■ Set problem: Output each line exactly as it appears, skipping any embedded picture.

■ Provided material:

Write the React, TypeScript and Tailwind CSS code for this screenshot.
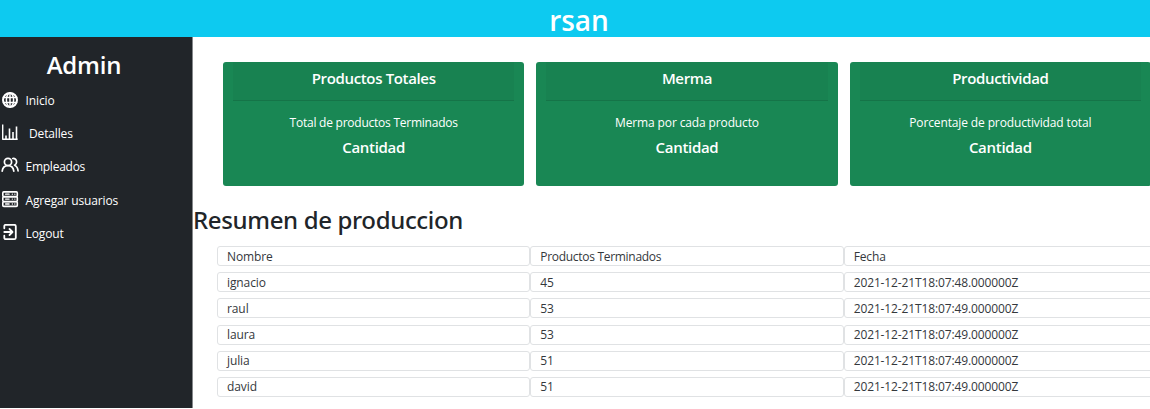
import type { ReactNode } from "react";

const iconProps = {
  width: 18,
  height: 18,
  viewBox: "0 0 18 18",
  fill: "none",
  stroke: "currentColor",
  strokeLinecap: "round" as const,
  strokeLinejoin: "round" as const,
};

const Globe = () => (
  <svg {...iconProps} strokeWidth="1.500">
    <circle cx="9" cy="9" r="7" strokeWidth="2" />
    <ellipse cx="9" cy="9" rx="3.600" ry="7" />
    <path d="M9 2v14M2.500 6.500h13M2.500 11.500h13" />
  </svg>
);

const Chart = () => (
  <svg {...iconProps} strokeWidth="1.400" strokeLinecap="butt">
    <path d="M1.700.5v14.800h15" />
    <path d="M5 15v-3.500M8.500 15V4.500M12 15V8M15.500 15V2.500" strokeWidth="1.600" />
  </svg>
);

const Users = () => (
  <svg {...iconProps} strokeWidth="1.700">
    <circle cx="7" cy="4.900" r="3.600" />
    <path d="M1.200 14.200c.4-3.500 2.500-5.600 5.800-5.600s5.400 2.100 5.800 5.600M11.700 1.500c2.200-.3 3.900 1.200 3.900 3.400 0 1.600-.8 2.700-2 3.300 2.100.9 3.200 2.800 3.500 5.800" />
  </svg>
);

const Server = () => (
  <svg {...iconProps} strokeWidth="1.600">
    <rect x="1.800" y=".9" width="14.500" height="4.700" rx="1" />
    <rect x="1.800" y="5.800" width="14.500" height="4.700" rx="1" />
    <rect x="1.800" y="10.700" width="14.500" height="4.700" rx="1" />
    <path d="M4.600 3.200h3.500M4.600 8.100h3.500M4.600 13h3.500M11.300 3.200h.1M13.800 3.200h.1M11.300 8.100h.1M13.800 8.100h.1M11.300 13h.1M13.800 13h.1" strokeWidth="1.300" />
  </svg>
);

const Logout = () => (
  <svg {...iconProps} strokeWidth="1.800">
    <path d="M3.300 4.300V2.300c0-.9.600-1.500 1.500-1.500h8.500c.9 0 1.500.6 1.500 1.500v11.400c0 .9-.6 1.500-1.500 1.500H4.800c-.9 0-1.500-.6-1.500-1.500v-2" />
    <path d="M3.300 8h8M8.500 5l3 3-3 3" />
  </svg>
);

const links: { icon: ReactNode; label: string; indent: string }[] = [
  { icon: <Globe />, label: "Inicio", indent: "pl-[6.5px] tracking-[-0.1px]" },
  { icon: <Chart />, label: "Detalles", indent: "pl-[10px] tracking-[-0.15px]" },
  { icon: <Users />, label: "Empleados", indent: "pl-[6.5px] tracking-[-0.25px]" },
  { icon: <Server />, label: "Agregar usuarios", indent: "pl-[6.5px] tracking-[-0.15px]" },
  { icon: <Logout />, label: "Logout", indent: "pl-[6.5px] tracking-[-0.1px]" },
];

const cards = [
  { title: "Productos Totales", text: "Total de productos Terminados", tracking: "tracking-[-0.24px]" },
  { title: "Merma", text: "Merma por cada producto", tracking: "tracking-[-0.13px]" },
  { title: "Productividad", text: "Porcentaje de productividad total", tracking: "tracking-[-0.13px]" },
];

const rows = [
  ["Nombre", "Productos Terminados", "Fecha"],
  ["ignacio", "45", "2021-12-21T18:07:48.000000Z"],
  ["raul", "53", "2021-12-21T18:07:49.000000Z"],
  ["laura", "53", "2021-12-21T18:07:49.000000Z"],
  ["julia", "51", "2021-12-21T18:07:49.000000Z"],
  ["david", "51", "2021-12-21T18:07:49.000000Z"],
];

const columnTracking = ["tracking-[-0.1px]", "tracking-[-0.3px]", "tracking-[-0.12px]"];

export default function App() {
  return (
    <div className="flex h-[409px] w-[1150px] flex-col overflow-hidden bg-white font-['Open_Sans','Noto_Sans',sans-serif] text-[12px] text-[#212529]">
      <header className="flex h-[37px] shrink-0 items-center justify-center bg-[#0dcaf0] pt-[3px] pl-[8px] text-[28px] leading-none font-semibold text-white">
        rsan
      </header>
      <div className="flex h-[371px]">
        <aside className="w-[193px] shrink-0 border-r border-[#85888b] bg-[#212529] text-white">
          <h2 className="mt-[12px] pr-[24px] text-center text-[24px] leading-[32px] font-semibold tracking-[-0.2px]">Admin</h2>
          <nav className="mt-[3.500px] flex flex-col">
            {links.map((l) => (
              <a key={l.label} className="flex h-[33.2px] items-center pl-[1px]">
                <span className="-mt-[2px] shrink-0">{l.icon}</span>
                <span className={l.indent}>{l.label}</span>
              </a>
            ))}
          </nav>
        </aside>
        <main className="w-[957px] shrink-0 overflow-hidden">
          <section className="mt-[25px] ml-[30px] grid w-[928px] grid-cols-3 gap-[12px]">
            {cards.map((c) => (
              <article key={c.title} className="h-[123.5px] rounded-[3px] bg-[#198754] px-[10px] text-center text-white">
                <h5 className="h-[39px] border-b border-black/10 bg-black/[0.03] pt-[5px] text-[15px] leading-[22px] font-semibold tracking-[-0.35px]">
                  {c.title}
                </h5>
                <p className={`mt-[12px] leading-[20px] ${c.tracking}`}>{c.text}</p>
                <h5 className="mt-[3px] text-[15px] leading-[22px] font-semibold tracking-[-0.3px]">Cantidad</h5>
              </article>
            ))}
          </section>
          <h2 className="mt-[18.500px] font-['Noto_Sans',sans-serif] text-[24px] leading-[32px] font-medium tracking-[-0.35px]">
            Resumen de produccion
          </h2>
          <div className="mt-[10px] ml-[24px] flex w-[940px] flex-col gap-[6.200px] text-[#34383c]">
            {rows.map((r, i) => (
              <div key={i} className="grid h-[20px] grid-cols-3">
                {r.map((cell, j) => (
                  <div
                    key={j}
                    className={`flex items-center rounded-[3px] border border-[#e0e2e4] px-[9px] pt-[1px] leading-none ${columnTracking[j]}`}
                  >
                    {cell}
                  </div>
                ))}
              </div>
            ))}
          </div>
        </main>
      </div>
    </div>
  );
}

■ Solution:
Write the React, TypeScript and Tailwind CSS code for this screenshot.
import type { ReactNode } from "react";

const iconProps = {
  width: 18,
  height: 18,
  viewBox: "0 0 18 18",
  fill: "none",
  stroke: "currentColor",
  strokeLinecap: "round" as const,
  strokeLinejoin: "round" as const,
};

const Globe = () => (
  <svg {...iconProps} strokeWidth="1.500">
    <circle cx="9" cy="9" r="7" strokeWidth="2" />
    <ellipse cx="9" cy="9" rx="3.600" ry="7" />
    <path d="M9 2v14M2.500 6.500h13M2.500 11.500h13" />
  </svg>
);

const Chart = () => (
  <svg {...iconProps} strokeWidth="1.400" strokeLinecap="butt">
    <path d="M1.700.5v14.800h15" />
    <path d="M5 15v-3.500M8.500 15V4.500M12 15V8M15.500 15V2.500" strokeWidth="1.600" />
  </svg>
);

const Users = () => (
  <svg {...iconProps} strokeWidth="1.700">
    <circle cx="7" cy="4.900" r="3.600" />
    <path d="M1.200 14.200c.4-3.500 2.500-5.600 5.800-5.600s5.400 2.100 5.800 5.600M11.700 1.500c2.200-.3 3.900 1.200 3.900 3.400 0 1.600-.8 2.700-2 3.300 2.100.9 3.200 2.800 3.500 5.800" />
  </svg>
);

const Server = () => (
  <svg {...iconProps} strokeWidth="1.600">
    <rect x="1.800" y=".9" width="14.500" height="4.700" rx="1" />
    <rect x="1.800" y="5.800" width="14.500" height="4.700" rx="1" />
    <rect x="1.800" y="10.700" width="14.500" height="4.700" rx="1" />
    <path d="M4.600 3.200h3.500M4.600 8.100h3.500M4.600 13h3.500M11.300 3.200h.1M13.800 3.200h.1M11.300 8.100h.1M13.800 8.100h.1M11.300 13h.1M13.800 13h.1" strokeWidth="1.300" />
  </svg>
);

const Logout = () => (
  <svg {...iconProps} strokeWidth="1.800">
    <path d="M3.300 4.300V2.300c0-.9.600-1.500 1.500-1.500h8.500c.9 0 1.500.6 1.500 1.500v11.400c0 .9-.6 1.500-1.500 1.500H4.800c-.9 0-1.500-.6-1.500-1.500v-2" />
    <path d="M3.300 8h8M8.500 5l3 3-3 3" />
  </svg>
);

const links: { icon: ReactNode; label: string; indent: string }[] = [
  { icon: <Globe />, label: "Inicio", indent: "pl-[6.5px] tracking-[-0.1px]" },
  { icon: <Chart />, label: "Detalles", indent: "pl-[10px] tracking-[-0.15px]" },
  { icon: <Users />, label: "Empleados", indent: "pl-[6.5px] tracking-[-0.25px]" },
  { icon: <Server />, label: "Agregar usuarios", indent: "pl-[6.5px] tracking-[-0.15px]" },
  { icon: <Logout />, label: "Logout", indent: "pl-[6.5px] tracking-[-0.1px]" },
];

const cards = [
  { title: "Productos Totales", text: "Total de productos Terminados", tracking: "tracking-[-0.24px]" },
  { title: "Merma", text: "Merma por cada producto", tracking: "tracking-[-0.13px]" },
  { title: "Productividad", text: "Porcentaje de productividad total", tracking: "tracking-[-0.13px]" },
];

const rows = [
  ["Nombre", "Productos Terminados", "Fecha"],
  ["ignacio", "45", "2021-12-21T18:07:48.000000Z"],
  ["raul", "53", "2021-12-21T18:07:49.000000Z"],
  ["laura", "53", "2021-12-21T18:07:49.000000Z"],
  ["julia", "51", "2021-12-21T18:07:49.000000Z"],
  ["david", "51", "2021-12-21T18:07:49.000000Z"],
];

const columnTracking = ["tracking-[-0.1px]", "tracking-[-0.3px]", "tracking-[-0.12px]"];

export default function App() {
  return (
    <div className="flex h-[409px] w-[1150px] flex-col overflow-hidden bg-white font-['Open_Sans','Noto_Sans',sans-serif] text-[12px] text-[#212529]">
      <header className="flex h-[37px] shrink-0 items-center justify-center bg-[#0dcaf0] pt-[3px] pl-[8px] text-[28px] leading-none font-semibold text-white">
        rsan
      </header>
      <div className="flex h-[371px]">
        <aside className="w-[193px] shrink-0 border-r border-[#85888b] bg-[#212529] text-white">
          <h2 className="mt-[12px] pr-[24px] text-center text-[24px] leading-[32px] font-semibold tracking-[-0.2px]">Admin</h2>
          <nav className="mt-[3.500px] flex flex-col">
            {links.map((l) => (
              <a key={l.label} className="flex h-[33.2px] items-center pl-[1px]">
                <span className="-mt-[2px] shrink-0">{l.icon}</span>
                <span className={l.indent}>{l.label}</span>
              </a>
            ))}
          </nav>
        </aside>
        <main className="w-[957px] shrink-0 overflow-hidden">
          <section className="mt-[25px] ml-[30px] grid w-[928px] grid-cols-3 gap-[12px]">
            {cards.map((c) => (
              <article key={c.title} className="h-[123.5px] rounded-[3px] bg-[#198754] px-[10px] text-center text-white">
                <h5 className="h-[39px] border-b border-black/10 bg-black/[0.03] pt-[5px] text-[15px] leading-[22px] font-semibold tracking-[-0.35px]">
                  {c.title}
                </h5>
                <p className={`mt-[12px] leading-[20px] ${c.tracking}`}>{c.text}</p>
                <h5 className="mt-[3px] text-[15px] leading-[22px] font-semibold tracking-[-0.3px]">Cantidad</h5>
              </article>
            ))}
          </section>
          <h2 className="mt-[18.500px] font-['Noto_Sans',sans-serif] text-[24px] leading-[32px] font-medium tracking-[-0.35px]">
            Resumen de produccion
          </h2>
          <div className="mt-[10px] ml-[24px] flex w-[940px] flex-col gap-[6.200px] text-[#34383c]">
            {rows.map((r, i) => (
              <div key={i} className="grid h-[20px] grid-cols-3">
                {r.map((cell, j) => (
                  <div
                    key={j}
                    className={`flex items-center rounded-[3px] border border-[#e0e2e4] px-[9px] pt-[1px] leading-none ${columnTracking[j]}`}
                  >
                    {cell}
                  </div>
                ))}
              </div>
            ))}
          </div>
        </main>
      </div>
    </div>
  );
}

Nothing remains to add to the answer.